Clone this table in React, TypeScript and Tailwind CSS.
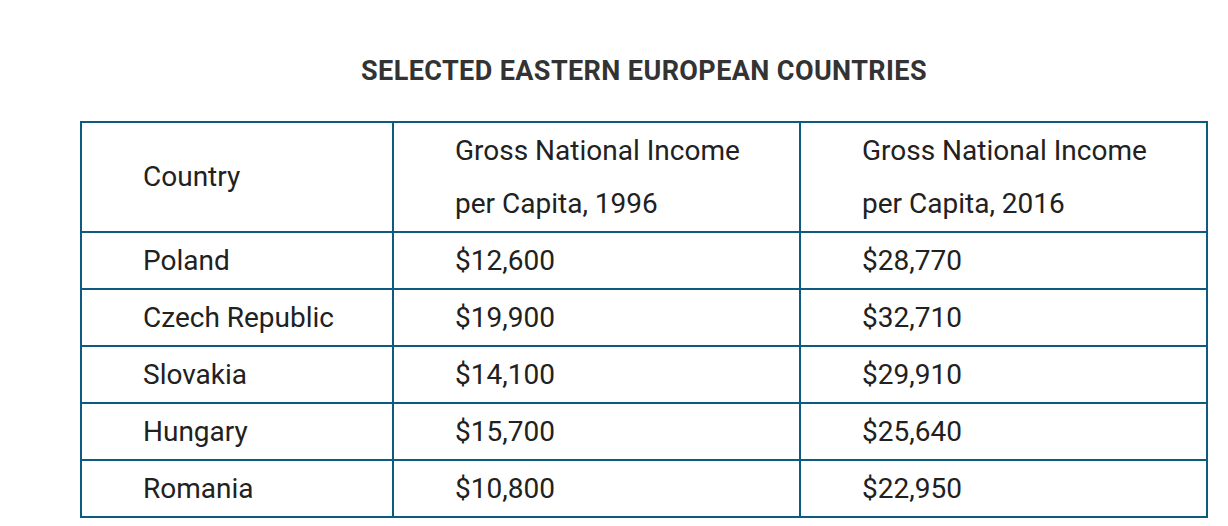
const rows = [
  ["Poland", "$12,600", "$28,770"],
  ["Czech Republic", "$19,900", "$32,710"],
  ["Slovakia", "$14,100", "$29,910"],
  ["Hungary", "$15,700", "$25,640"],
  ["Romania", "$10,800", "$22,950"],
]

export default function App() {
  return (
    <div className="min-h-[526px] bg-white font-['Roboto',sans-serif] text-[#212121]">
      <div className="ml-[80px] w-[1128px]">
        <h2 className="pt-[54px] text-center text-[27px] font-bold leading-[34px] tracking-[0.4px] text-[#333]">
          SELECTED EASTERN EUROPEAN COUNTRIES
        </h2>
        <table className="mt-[33px] w-full border-collapse text-[28px]">
          <colgroup>
            <col className="w-[312px]" />
            <col className="w-[407px]" />
            <col className="w-[407px]" />
          </colgroup>
          <thead>
            <tr className="h-[110px]">
              <th className="border-2 border-[#0e5b82] pl-[61px] text-left font-normal">Country</th>
              <th className="border-2 border-[#0e5b82] pl-[61px] text-left font-normal leading-[53px]">
                Gross National Income
                <br />
                per Capita, 1996
              </th>
              <th className="border-2 border-[#0e5b82] pl-[61px] text-left font-normal leading-[53px]">
                Gross National Income
                <br />
                per Capita, 2016
              </th>
            </tr>
          </thead>
          <tbody>
            {rows.map((r) => (
              <tr key={r[0]} className="h-[57px]">
                {r.map((c, i) => (
                  <td key={i} className="border-2 border-[#0e5b82] pl-[61px] leading-[40px]">
                    {c}
                  </td>
                ))}
              </tr>
            ))}
          </tbody>
        </table>
      </div>
    </div>
  )
}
====
» **To do**:
Copy every line above word for word and exclude the pictures.

» **Worked answer**:
Clone this table in React, TypeScript and Tailwind CSS.
const rows = [
  ["Poland", "$12,600", "$28,770"],
  ["Czech Republic", "$19,900", "$32,710"],
  ["Slovakia", "$14,100", "$29,910"],
  ["Hungary", "$15,700", "$25,640"],
  ["Romania", "$10,800", "$22,950"],
]

export default function App() {
  return (
    <div className="min-h-[526px] bg-white font-['Roboto',sans-serif] text-[#212121]">
      <div className="ml-[80px] w-[1128px]">
        <h2 className="pt-[54px] text-center text-[27px] font-bold leading-[34px] tracking-[0.4px] text-[#333]">
          SELECTED EASTERN EUROPEAN COUNTRIES
        </h2>
        <table className="mt-[33px] w-full border-collapse text-[28px]">
          <colgroup>
            <col className="w-[312px]" />
            <col className="w-[407px]" />
            <col className="w-[407px]" />
          </colgroup>
          <thead>
            <tr className="h-[110px]">
              <th className="border-2 border-[#0e5b82] pl-[61px] text-left font-normal">Country</th>
              <th className="border-2 border-[#0e5b82] pl-[61px] text-left font-normal leading-[53px]">
                Gross National Income
                <br />
                per Capita, 1996
              </th>
              <th className="border-2 border-[#0e5b82] pl-[61px] text-left font-normal leading-[53px]">
                Gross National Income
                <br />
                per Capita, 2016
              </th>
            </tr>
          </thead>
          <tbody>
            {rows.map((r) => (
              <tr key={r[0]} className="h-[57px]">
                {r.map((c, i) => (
                  <td key={i} className="border-2 border-[#0e5b82] pl-[61px] leading-[40px]">
                    {c}
                  </td>
                ))}
              </tr>
            ))}
          </tbody>
        </table>
      </div>
    </div>
  )
}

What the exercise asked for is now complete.